Of course, not every country has a rape epidemic like South Africa. But if we accept that rape is a crime of power and dominance rather than natural sexual desire, it is impossible to dismantle this rape culture if we do not tackle honestly the destructive influence of patriarchy and its apologists. It is even less likely when our political parties and leaders hypocritically claim to want to alter the status of women for the better but simultaneously take decisions which undermine confidence in women. Some use their political positions to feed grotesque egos which find validation in female sexual conquest.

When, in 2009, Western Cape premier and DA leader Helen Zille appointed an all-male provincial cabinet, she insisted that appointing women would have amounted to tokenism as none were “fit for the purpose”.

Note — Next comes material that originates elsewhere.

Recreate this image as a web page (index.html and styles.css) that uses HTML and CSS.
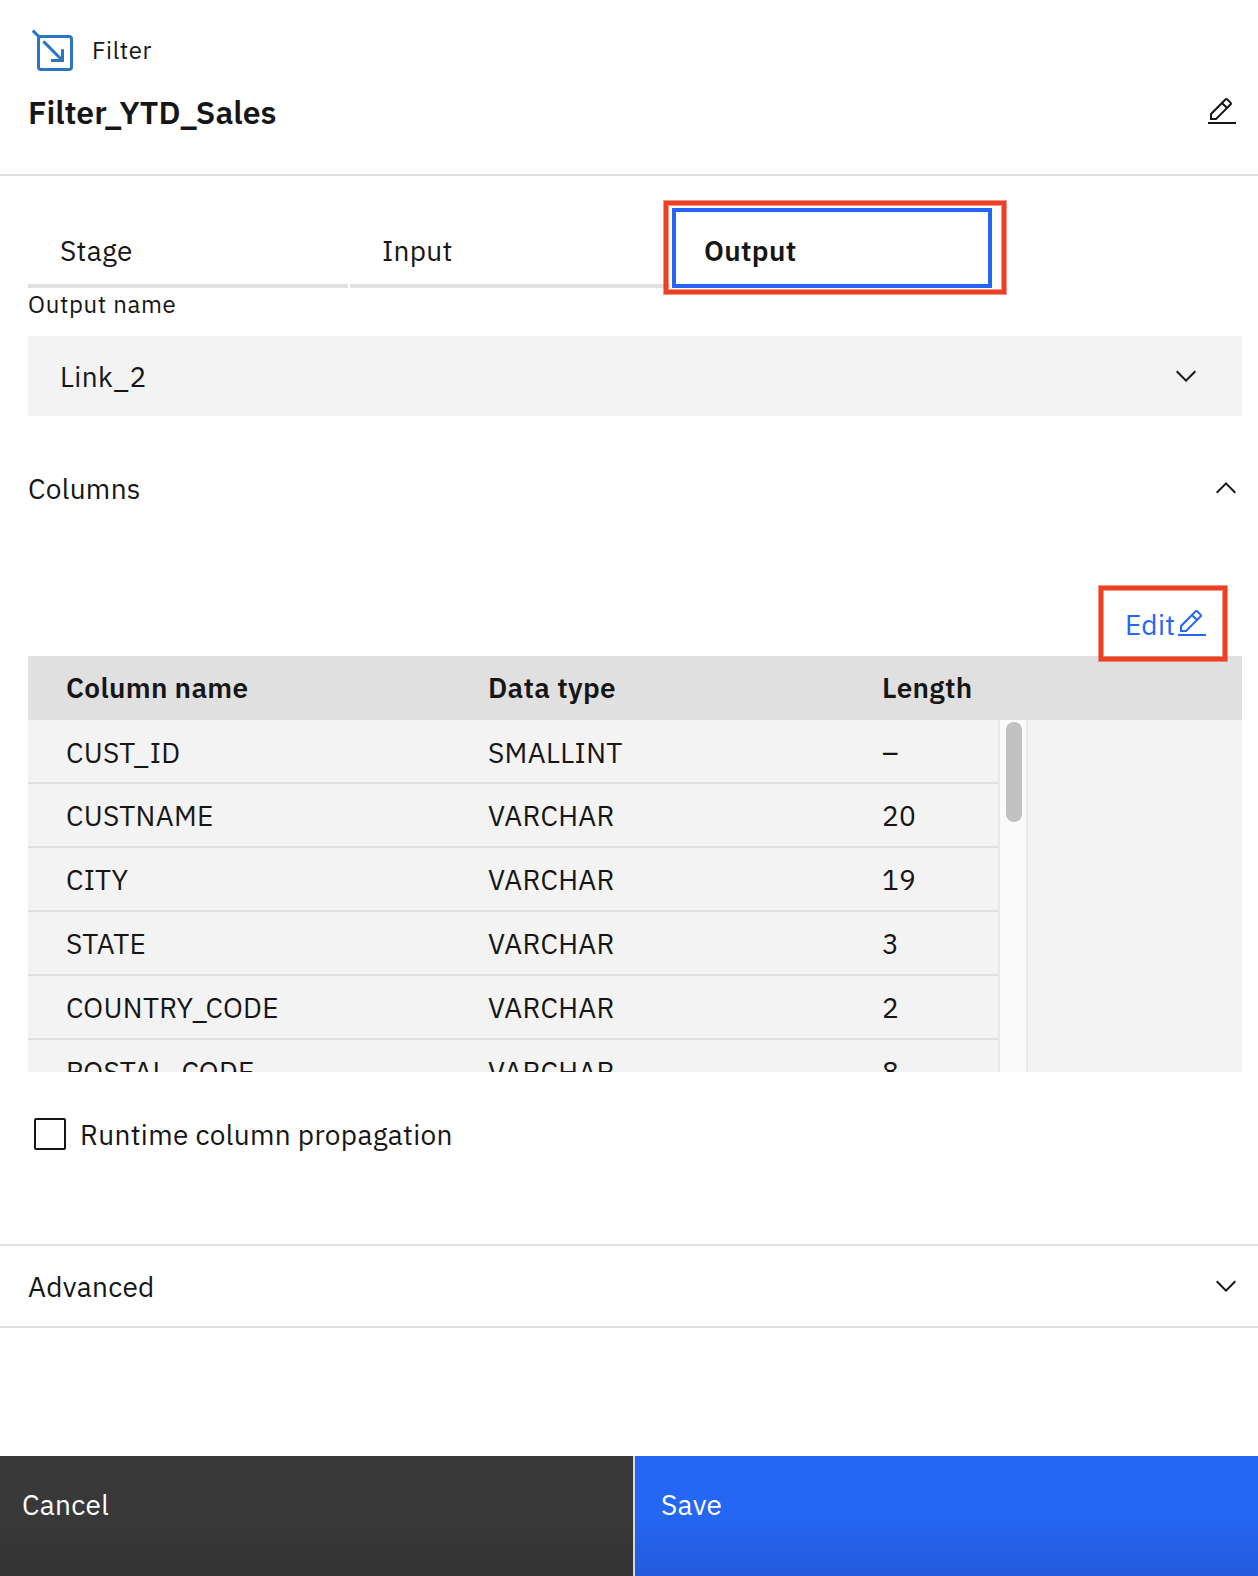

It was a mind-boggling justification which suggested that in the entire Western Cape there was not a single woman fit enough to warrant appointment to her cabinet. Apart from this being impossible, it demonstrated abject failure on Zille’s part to recognise the profundity of the moment she faced. It required that she do what was necessary and just for the advancement of society, not just women.

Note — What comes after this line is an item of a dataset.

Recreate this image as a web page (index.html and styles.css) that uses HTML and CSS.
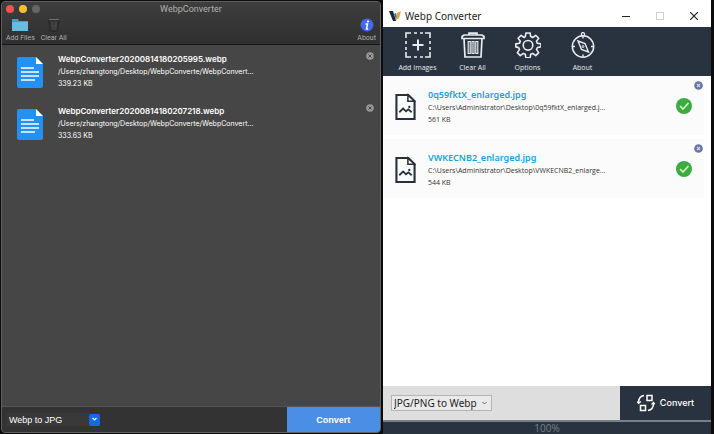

There have also been several instances of senior politicians demonstrating sexual predatory instincts by preying on young women believing that their powerful political positions amounted to some kind of sexual advantage.

Former ANC chief whip Mbulelo Goniwe is perhaps the most prominent example of this but his punishment for sexually harassing a vulnerable young woman member of staff was an exception rather than the norm. Men routinely harass female staff members and colleagues, often invading their personal space without missing a heartbeat.

It is not unusual for some men to expect sexual favours from women in order to get the career advancement their male counterparts don’t have to do special favours for. Refusals are followed by accusations of arrogance, being uppity or, in several instances, of being a slut anyway.

These things persist because they are regarded as normal. In many ways rape is the final devastating act, a shocking toss of the coin between itself and being killed or dying. After all, the humiliation and rejection many women suffer as a consequence of being raped is a horror that causes many to wonder if dying wouldn’t have been better.

Women are also often complicit in their own oppression by accepting a false normality under the guise of everything from political discipline to tradition.

This battle will not be won if they don’t reject this lie in both its conception and its manifestations, and refuse to co-operate with any social, economic and political structure which seeks to relegate their position to second-class citizens who deserve second-class rights in their own society.

We shall also fail until the position of women in general becomes a central, urgent, political and moral issue. To do that we need leaders in communities, business and in politics who are not so easily given to what Žižek calls “the neighbour thing”, where someone we profess and are assumed to love is actually treated like an enemy in our subliminal actions. Entrenched subliminal actions require constant shock treatment, and nothing short of a radical revolt against our backward traditionalism upon which we premise our sense of normality will deliver any tangible results.

It is precisely because of the patriarchal traditionalists in our midst who are looked upon to lead that we have such a moral crisis on our hands. We should all be sickened towards revolution.

- Songezo Zibi is convenor of the Midrand Group.